When a business is labeled as high risk, it’s commonly due to the supporting bank’s terms of service. They all have guidelines that they follow to determine the level of risk that each merchant poses to them. Even if you pose a relatively low risk to them, you still fall into the high risk category. Unfortunately, there is no grey area when it comes to riskiness. Many banks will not process for high volume/ risk businesses or will set a processing limit that you must stay within. But then, what is the benefit of a high volume company?
A high volume business has a great potential for refunds, chargebacks, and fraud. This can all cause potential loss for the banks and payment processors. Because of this, high volume businesses are labeled as high risk and require more merchant account security measures and infrastructure to stay afloat. This is the perfect reason why websites need chargeback protection tactics implemented on their website.
Which banks and processors can support me?
When you are seeking out a merchant account for high volume, you’ll need to find a processor that can support high risk businesses. This means that they have the banking relationships and infrastructure to get you set up and processing without worry. Tier one processors and banks are not the way to go in this case. You will need instead to seek out high risk payment gateway providers for high volume businesses. This way you can be sure that they know what is needed to get you approved and stable.
What are the pros and cons of high risk processors?
Being labeled high risk may sound scary, but it isn’t always a bad thing. While high risk payment processors often have some pretty significant differences from other types of merchant account providers, some of these differences will be good for your business. Here is a breakdown of some of the pros and cons of these types of processors.
- PCI compliance procedures are standard
- More options are available for currency types
- You will have more flexibility with a daily processing limit
- Subscription and recurring payments are supported
- Flexible underwriting procedures keep you from being shut down
- In-person, online, wireless terminals, and MOTO payments are possible
- They may have higher transaction fees to begin with
- A reserve amount is common (money on the side in case of incidentals)
- There aren’t many processors to choose from
With a proper high risk merchant account, the pros often outweigh the cons.
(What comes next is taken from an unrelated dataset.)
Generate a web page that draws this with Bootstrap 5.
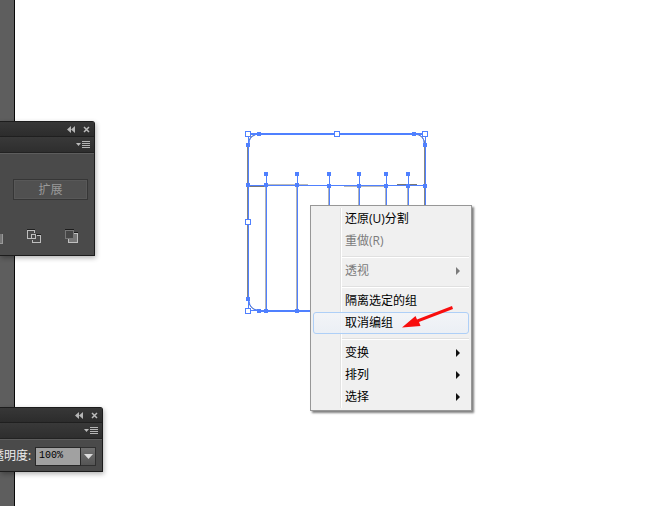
<!DOCTYPE html>
<html lang="zh-CN">
<head>
<meta charset="utf-8">
<meta name="viewport" content="width=device-width, initial-scale=1">
<title>路径查找器</title>
<link href="https://cdn.jsdelivr.net/npm/bootstrap@5.3.0/dist/css/bootstrap.min.css" rel="stylesheet">
<style>
body{font:12px/22px "Open Sans","Noto Sans CJK SC",sans-serif;background:#fff;color:#000}
.dock{width:15px;background:#5e5e5e;border-right:1px solid #080808}
.artwork{left:240px;top:126px}
.tool-panel{left:0;background:#4a4a4a;border:1px solid #1c1c1c;border-width:1px 1px 1px 0;border-radius:0 3px 0 0;box-shadow:1px 2px 5px rgba(0,0,0,.3);color:#ddd}
.pathfinder{top:121px;width:95px}
.transparency{top:407px;width:103px}
.panel-title{height:14px;background:linear-gradient(#373737,#2c2c2c);padding-right:4px;gap:7px}
.panel-tabs{height:17px;background:linear-gradient(#393939,#2e2e2e);border-top:1px solid #1f1f1f;border-bottom:1px solid #222;padding-right:3px}
.panel-body{border-top:1px solid #5d5d5d}
.plain{padding:0;border:0;background:none;display:flex;line-height:1}
.expand{height:21px;margin:25px 6px 0 13px;border:1px solid #363636;background:#505050;color:#999;line-height:16px;box-shadow:inset 0 0 0 1px #585858;padding:0}
.modes{margin:29px 15px 0 0;padding-bottom:10px}
.opacity-row{padding:7px 6px 5px 0}
.opacity-row label{margin-left:-8px;width:43px;color:#eee;line-height:18px;white-space:nowrap}
.value{width:46px;height:19px;border:1px solid #282828;background:#a1a1a1;color:#000;font:10px/14px "Liberation Mono",monospace;padding:0 0 2px 3px;border-radius:0}
.drop{width:16px;height:19px;background:linear-gradient(#707070,#555);border:1px solid #303030;border-left:0;align-items:center;justify-content:center}
.context{left:310px;top:205px;width:162px;padding:2px;background:#f0f0f0;border:1px solid #979797;box-shadow:2px 2px 2px rgba(0,0,0,.5);z-index:3}
.context::before{content:"";position:absolute;top:2px;bottom:2px;left:29px;border-left:1px solid #e2e2e2;border-right:1px solid #fff}
.entry{position:relative;display:flex;align-items:center;justify-content:space-between;width:100%;height:22px;padding:0 8px 0 31px;border:1px solid transparent;border-radius:3px;background:none;color:#000;text-align:left;line-height:18px}
.entry:disabled{color:#7b7b7b}
.entry.chosen{border-color:#aecff7;background:linear-gradient(rgba(243,245,249,.8),rgba(234,239,246,.8))}
.rule{height:8px;margin:0 0 0 28px;padding-top:4px}
.rule::before{content:"";display:block;height:2px;background:#e0e0e0;border-bottom:1px solid #fff}
.pointer{left:400px;top:304px;z-index:4;pointer-events:none}
</style>
<script src="https://cdn.jsdelivr.net/npm/bootstrap@5.3.0/dist/js/bootstrap.bundle.min.js"></script>
</head>
<body>
<main class="position-relative d-flex vh-100 overflow-hidden">
  <aside class="dock flex-shrink-0"></aside>
  <div class="flex-fill bg-white"></div>

  <svg class="artwork position-absolute" width="196" height="194" viewBox="240 126 196 194" fill="none" shape-rendering="crispEdges" aria-hidden="true">
    <g stroke="#b4b4b4"><path d="M265.500 186V310M296.500 186V310M328.500 186V310M358.500 186V310M385.500 186V310M407.500 186V310"/></g>
    <path d="M247.500 145V299M424.500 145V300" stroke="#858585"/>
    <path d="M250 186.500H266M397 184.500H417" stroke="#777"/>
    <path d="M266 184.500H308M344 186.500H386" stroke="#b9b9b9"/>
    <g shape-rendering="auto"><path d="M248 146Q248 134 260 134M413 134Q425 134 425 146M248 299Q249 310 260 311" stroke="#777"/><path d="M249 144Q249 137 255 135M417 134Q424 136 424 143M249 301Q250 309 257 310" stroke="#4f80ff"/></g>
    <path d="M248 134H425M259 311H425" stroke="#4f80ff" stroke-width="2"/>
    <path d="M248.500 134V311M248 185.500H425M248 310.500H260M425.500 134V310" stroke="#4f80ff"/>
    <path d="M266.500 174V311M297.500 174V311M329.500 174V311M359.500 174V311M386.500 174V311M408.500 174V311" stroke="#4f80ff"/>
    <g fill="#4f80ff">
      <path d="M257 132h4v4h-4zM412 132h4v4h-4zM246 143h4v4h-4zM423 143h4v4h-4zM246 183h4v4h-4zM423 184h4v4h-4zM246 297h4v4h-4zM257 309h4v4h-4zM264 309h4v4h-4zM295 309h4v4h-4z"/>
      <path d="M264 172h4v4h-4zM295 172h4v4h-4zM327 172h4v4h-4zM357 172h4v4h-4zM384 172h4v4h-4zM406 172h4v4h-4zM264 183h4v4h-4zM295 183h4v4h-4zM327 184h4v4h-4zM357 184h4v4h-4zM384 184h4v4h-4zM406 184h4v4h-4z"/>
    </g>
    <path d="M245.500 131.500h5v5h-5zM334.500 131.500h5v5h-5zM422.500 131.500h5v5h-5zM245.500 219.500h5v5h-5zM245.500 308.500h5v5h-5z" fill="#fff" stroke="#4f80ff"/>
  </svg>

  <section class="tool-panel pathfinder position-absolute" aria-label="路径查找器">
    <div class="panel-title d-flex align-items-center justify-content-end">
      <button class="plain" type="button" aria-label="折叠"><svg width="9" height="7"><path d="M4 0v7L0 3.500zM8 0v7L4 3.500z" fill="#b5b5b5"/></svg></button>
      <button class="plain" type="button" aria-label="关闭"><svg width="7" height="7"><path d="M1 1l5 5M6 1L1 6" stroke="#bbb" stroke-width="1.500"/></svg></button>
    </div>
    <div class="panel-tabs d-flex align-items-center justify-content-end">
      <button class="plain" type="button" aria-label="面板菜单"><svg width="15" height="9"><path d="M0 3h5L2.500 6z" fill="#bbb"/><path d="M6 1.500h8M6 3.500h8M6 5.500h8M6 7.500h8" stroke="#b5b5b5" shape-rendering="crispEdges"/></svg></button>
    </div>
    <div class="panel-body d-flex flex-column">
      <button class="expand" type="button" disabled>扩展</button>
      <div class="modes d-flex justify-content-between">
        <button class="plain" type="button" aria-label="差集"><svg width="3" height="16" shape-rendering="crispEdges"><path d="M0 5h3v9H0z" fill="#777"/><path d="M0 14.500h3M2.500 5v10" stroke="#999"/></svg></button>
        <button class="plain ms-2" type="button" aria-label="交集"><svg width="15" height="16" fill="none" shape-rendering="crispEdges"><path d="M0 .500h8M9 5.500h5" stroke="#202020"/><path d="M4 9.500H.500v-8h7V4M10 6.500h3.500v7h-8V11M4.500 5.500h4v4h-4z" stroke="#bebebe"/></svg></button>
        <button class="plain ms-2" type="button" aria-label="减去后方对象"><svg width="14" height="16" shape-rendering="crispEdges"><path d="M0 .500h9M9 3.500h4" stroke="#1c1c1c"/><path d="M3.500 4.500h9v9h-9z" fill="#777" stroke="#c0c0c0"/><path d="M.500 1.500h8v8h-8z" fill="#464646" stroke="#777"/></svg></button>
      </div>
    </div>
  </section>

  <section class="tool-panel transparency position-absolute" aria-label="透明度">
    <div class="panel-title d-flex align-items-center justify-content-end">
      <button class="plain" type="button" aria-label="折叠"><svg width="9" height="7"><path d="M4 0v7L0 3.500zM8 0v7L4 3.500z" fill="#b5b5b5"/></svg></button>
      <button class="plain" type="button" aria-label="关闭"><svg width="7" height="7"><path d="M1 1l5 5M6 1L1 6" stroke="#bbb" stroke-width="1.500"/></svg></button>
    </div>
    <div class="panel-tabs d-flex align-items-center justify-content-end">
      <button class="plain" type="button" aria-label="面板菜单"><svg width="15" height="9"><path d="M0 3h5L2.500 6z" fill="#bbb"/><path d="M6 1.500h8M6 3.500h8M6 5.500h8M6 7.500h8" stroke="#b5b5b5" shape-rendering="crispEdges"/></svg></button>
    </div>
    <div class="panel-body opacity-row d-flex">
      <label for="opacity" class="flex-shrink-0">透明度:</label>
      <input id="opacity" class="value" type="text" value="100%">
      <button class="plain drop" type="button" aria-label="不透明度选项"><svg width="9" height="6"><path d="M0 0h9L4.500 5z" fill="#ddd"/></svg></button>
    </div>
  </section>

  <div class="context position-absolute" role="menu">
    <button class="entry" role="menuitem" type="button">还原(U)分割</button>
    <button class="entry" role="menuitem" type="button" disabled>重做(R)</button>
    <div class="rule" role="separator"></div>
    <button class="entry" role="menuitem" type="button" disabled>透视<svg width="4" height="8"><path d="M0 0v8l4-4z" fill="#7b7b7b"/></svg></button>
    <div class="rule" role="separator"></div>
    <button class="entry" role="menuitem" type="button">隔离选定的组</button>
    <button class="entry chosen" role="menuitem" type="button">取消编组</button>
    <div class="rule" role="separator"></div>
    <button class="entry" role="menuitem" type="button">变换<svg width="4" height="8"><path d="M0 0v8l4-4z" fill="#111"/></svg></button>
    <button class="entry" role="menuitem" type="button">排列<svg width="4" height="8"><path d="M0 0v8l4-4z" fill="#111"/></svg></button>
    <button class="entry" role="menuitem" type="button">选择<svg width="4" height="8"><path d="M0 0v8l4-4z" fill="#111"/></svg></button>
  </div>

  <svg class="pointer position-absolute" width="56" height="28" viewBox="400 304 56 28" aria-hidden="true"><path d="M402 327.500L415.500 316l1.500 3.500 35-13.500 1 3-34 13 1.500 4z" fill="#f80e0e"/></svg>
</main>
</body>
</html>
While it does take some extra effort to get a high risk account going, it is well worth it for peace of mind. Also, the transaction fees and reserve account are often negotiable after a few months of processing under your belt.
How can you set up a high risk, high volume account?
When looking for a processor for high volume businesses, you’ll have to have to get certain information together before your application. But, before you get to that point you definitely want to start researching. You want to make sure that you’re dealing with a reputable company that’s going to have your back and provide you with all the security and processing power that you need.
High Risk Merchant Accounts
A high risk merchant account comes from a payment processor that is fully equipped to support your business and its risks. This means that even though you pose financial risk to the banks, your account has integrated protections that protect you both. These accounts are designed specifically for high risk business types. The account itself is backed by a bank that knows your business and may impose guidelines that you need to follow in order to keep the account active.
These guidelines involve mainly compliance instructions such as including:
- Color Credit Card Logos
- Terms of Service
- Refund Policy
- Business Address
Not limited to these alone, these items are required on all merchant websites. Without these implemented onsite, you will not be approved by a bank to begin taking transactions.
Comparing Credit Card Processors
When comparing and contrasting high risk payment processors, there are certain things you should pay attention to. Fees and costs associated with setting up your high volume merchant account and begin processing payments is the first consideration. Read through the contract thoroughly before signing so that you know exactly how you’re paying and for what. Be aware of any early termination fees, set up fees, and any required reserve amounts.
The most important thing to consider, though, is how many safety procedures they can give you. Ecommerce fraud prevention best practices and chargeback protection tactics should be top of mind. Consider your needs and make sure that they are fulfilled.
Make sure to take your time when comparing and contrasting companies. This is very important because you don’t want to end up in a contract with a processor that doesn’t provide you with everything you need. This could be detrimental to the success of your business.
The Application Process
Applying for services with a high risk payment processor isn’t going to be an auto-approval. First you will need to fill out a pre application that gets sent to the processor which will then be passed on to the supporting bank along with your personal documents. From there the bank will measure your level of risk and either approve or decline your application. With an approval often comes the underwriting procedure and a list of changes (if any) that they want you to make. Once the application is approved by the supporting bank, your payment gateway and virtual credit card terminal integration begins.
The application with your bank may take a few days to process through completely, but will be well worth it once you can begin processing transactions for your high volume business.